Each of the 8 sites housed a fire ring, picnic table, and bear locker. The pits toilets were well-maintained, and there was a water spigot at the Elkhart Park - Pole Creek Trailhead (right next to the campground). Unfortunately for us, the spigot was not working at the time of our adventure, but in theory, it would be a convenient feature.
Throughout the evening and into the night, more adventure seekers wandered in. I was glad we’d nabbed a spot early; the campground was full when we rose Monday morning.
Our rough goal for the first day of backpacking was to reach Hobbs Lake at roughly 7.5 miles. Up in Banff, we realized we preferred the days with moderate hiking that allowed more time for relaxed exploring (i.e., enjoying time without packs on our backs). This adventure to Titcomb Basin wasn’t meant to be a sufferfest.
On the way up it seemed as though we saw just as many horse prints (and poo!) as we saw human tracks. From the trailhead to Hobbs it seemed like we saw more people than we did during our entire trip in Banff. A fair bit of that traffic included day hikers heading to Photographers Point, 4.5 miles up the Pole Creek Trail. We stopped here for lunch because, as the name implies, it is a great spot to take in the view.
While the foot traffic died down after that point, we did stop to chat with one pair trekking homeward who recommended we stop at Eklund Lake for our final night. This would put us just 5 miles from the car, which would make for an easy final day. We tucked that tidbit away for later in the week.

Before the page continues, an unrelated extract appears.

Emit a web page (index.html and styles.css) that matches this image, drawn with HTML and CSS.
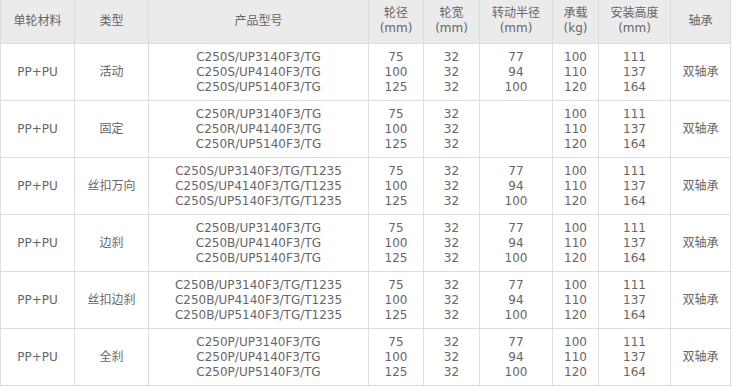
FILE: index.html
```html
<!DOCTYPE html>
<html lang="zh">
<head>
<meta charset="utf-8">
<link rel="stylesheet" href="styles.css">
</head>
<body>
<table class="spec">
  <colgroup>
    <col class="c1"><col class="c2"><col class="c3"><col class="c4"><col class="c5"><col class="c6"><col class="c7"><col class="c8"><col class="c9">
  </colgroup>
  <thead>
    <tr>
      <th>单轮材料</th><th>类型</th><th>产品型号</th><th>轮径<br>(mm)</th><th>轮宽<br>(mm)</th><th>转动半径<br>(mm)</th><th>承载<br>(kg)</th><th>安装高度<br>(mm)</th><th>轴承</th>
    </tr>
  </thead>
  <tbody>
    <tr>
      <td>PP+PU</td><td>活动</td><td>C250S/UP3140F3/TG<br>C250S/UP4140F3/TG<br>C250S/UP5140F3/TG</td><td>75<br>100<br>125</td><td>32<br>32<br>32</td><td>77<br>94<br>100</td><td>100<br>110<br>120</td><td>111<br>137<br>164</td><td>双轴承</td>
    </tr>
    <tr>
      <td>PP+PU</td><td>固定</td><td>C250R/UP3140F3/TG<br>C250R/UP4140F3/TG<br>C250R/UP5140F3/TG</td><td>75<br>100<br>125</td><td>32<br>32<br>32</td><td></td><td>100<br>110<br>120</td><td>111<br>137<br>164</td><td>双轴承</td>
    </tr>
    <tr>
      <td>PP+PU</td><td>丝扣万向</td><td>C250S/UP3140F3/TG/T1235<br>C250S/UP4140F3/TG/T1235<br>C250S/UP5140F3/TG/T1235</td><td>75<br>100<br>125</td><td>32<br>32<br>32</td><td>77<br>94<br>100</td><td>100<br>110<br>120</td><td>111<br>137<br>164</td><td>双轴承</td>
    </tr>
    <tr>
      <td>PP+PU</td><td>边刹</td><td>C250B/UP3140F3/TG<br>C250B/UP4140F3/TG<br>C250B/UP5140F3/TG</td><td>75<br>100<br>125</td><td>32<br>32<br>32</td><td>77<br>94<br>100</td><td>100<br>110<br>120</td><td>111<br>137<br>164</td><td>双轴承</td>
    </tr>
    <tr>
      <td>PP+PU</td><td>丝扣边刹</td><td>C250B/UP3140F3/TG/T1235<br>C250B/UP4140F3/TG/T1235<br>C250B/UP5140F3/TG/T1235</td><td>75<br>100<br>125</td><td>32<br>32<br>32</td><td>77<br>94<br>100</td><td>100<br>110<br>120</td><td>111<br>137<br>164</td><td>双轴承</td>
    </tr>
    <tr>
      <td>PP+PU</td><td>全刹</td><td>C250P/UP3140F3/TG<br>C250P/UP4140F3/TG<br>C250P/UP5140F3/TG</td><td>75<br>100<br>125</td><td>32<br>32<br>32</td><td>77<br>94<br>100</td><td>100<br>110<br>120</td><td>111<br>137<br>164</td><td>双轴承</td>
    </tr>
  </tbody>
</table>
</body>
</html>
```

FILE: styles.css
```css
html, body {
  margin: 0;
  padding: 0;
  background: #fff;
}
.spec {
  border-collapse: collapse;
  table-layout: fixed;
  width: 730px;
  font-family: "DejaVu Sans", "Noto Sans CJK SC", sans-serif;
  font-size: 12px;
  line-height: 15px;
  color: #666;
}
.c1 { width: 74px; }
.c2 { width: 74px; }
.c3 { width: 220px; }
.c4 { width: 55px; }
.c5 { width: 56px; }
.c6 { width: 73px; }
.c7 { width: 46px; }
.c8 { width: 72px; }
.c9 { width: 60px; }
.spec th,
.spec td {
  border: 1px solid #ddd;
  text-align: center;
  vertical-align: middle;
  font-weight: normal;
}
.spec th {
  background: #ebebeb;
  border-top: 0;
  padding: 6px 0 7px;
}
.spec td {
  padding: 6px 0 5px;
}
```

At Eklund Lake, we took the Seneca Lake Trail to continue our route. You can continue on Pole Creek to hit the Highline Trail as an alternate route to Titcomb Basin, but that was more mileage than we wanted for this trip.
Upon reaching Hobbs around 3 pm and found a grand set of campsites, four of them clustered together—perfect for our crew. The made for an easy decision to stay the night here versus continuing to Seneca Lake or Little Seneca Lake. We were halfway to Titcomb Basin. Shortly after we set up camp, the clouds started sputtering raindrops, a perfectly timed cue to enjoy a nap before dinner. Everyone dispersed and zipped into their tents just as the clouds really let loose.
It poured. A heavy, drowning rain perfectly enhanced by swift blasts of wind. This had not been in my forecast for the week. Not until possibly our last day or two. But, as we all learned later, the Winds have their own weather routine once you wander far enough into their domain.
One should generally assume there will be an afternoon storm every day around 3 pm, give or take a bit, depending on the mood of the skies. We survived with just minor leakage in one tent and a renewed respect for the epic power this landscape held.
Dinner was devoured under blue skies.
Overnight rain left us with damp rain flies the next morning, but we only had about 5 miles to cover so there’d be time for them to dry out at Island Lake. Even with the afternoon storms.
Trekking up to Seneca Lake and then on to Island Lake brought more elevation than the prior day. This is what we’d been expecting; I was happy to labor up. The views were outstanding, especially following the trail along a granite cliff overlooking Seneca Lake.
However, my favorite portion of the trail was between Little Seneca Lake and Island Lake. It was nice to head out of the woods and see more of the wide-open views. Plus: Wildflowers!
And then we crested our final ridge until our hike into Titcomb Basin and caught our first glimpse of Island Lake—what a stunner!
We rambled down the valley, dotted with pine trees and boulders until we happened upon a good campsite where two men looked to be just finishing their packing. They highly recommended the spot and we enjoyed a lively chat until they headed out. The best part was learning that they’d been friends for 38 years! Goals!
We set up just in time for the afternoon rain (much less tumultuous than the prior day) then spend the rest of the day exploring the valley and Island Lake.
Day three held our only day hike. The actual hike into Titcomb Basin. It felt luxurious to be able to have a base camp and leave the tents in the same spot for more than one night. We enjoyed a lazy morning and set out for Titcomb Basin around 10 am, packing lunch and rain jackets, just in case. The morning had been chilly, but as the sun came out and the hike warmed us up, soon it was t-shirts and tank tops.
Titcomb Basin was quite rad between the lakes and the peaks that tower behind and around them. There were very few people hiking up there even though tents and backpackers heavily speckled the Island Lake valley. It was like we had Titcomb Basin to ourselves.
That was until we ran into several gentlemen at the base of the last lake. They were coming down from the peaks and had all sorts of crazy stories about the weather and conditions. Unfortunately, the start of the afternoon rains cut our socializing short. So, we pulled out the rain gear and hiked our way back.
The rains cleared by the time we returned to Island Lake so we spent the remainder of the day exploring the waterfall that emptied into the lake. This is what made the trip to Titcomb Basin 100% worth everything for me. Even considering the thunder, lightning, sleet, and snow that filled our evening later.
In the morning we shook off the snow, packed up with frozen fingers and feet, and hustled up out of the valley. As we stopped for lunch, tired and damp, we decided to power through the remainder of the miles (12.1 total) to Elkhart Park Trailhead so we could get hotels and hot showers that evening. We also stopped at Wind River Brewing in Pinedale WY for a celebratory burger and beer, which I’d highly recommend.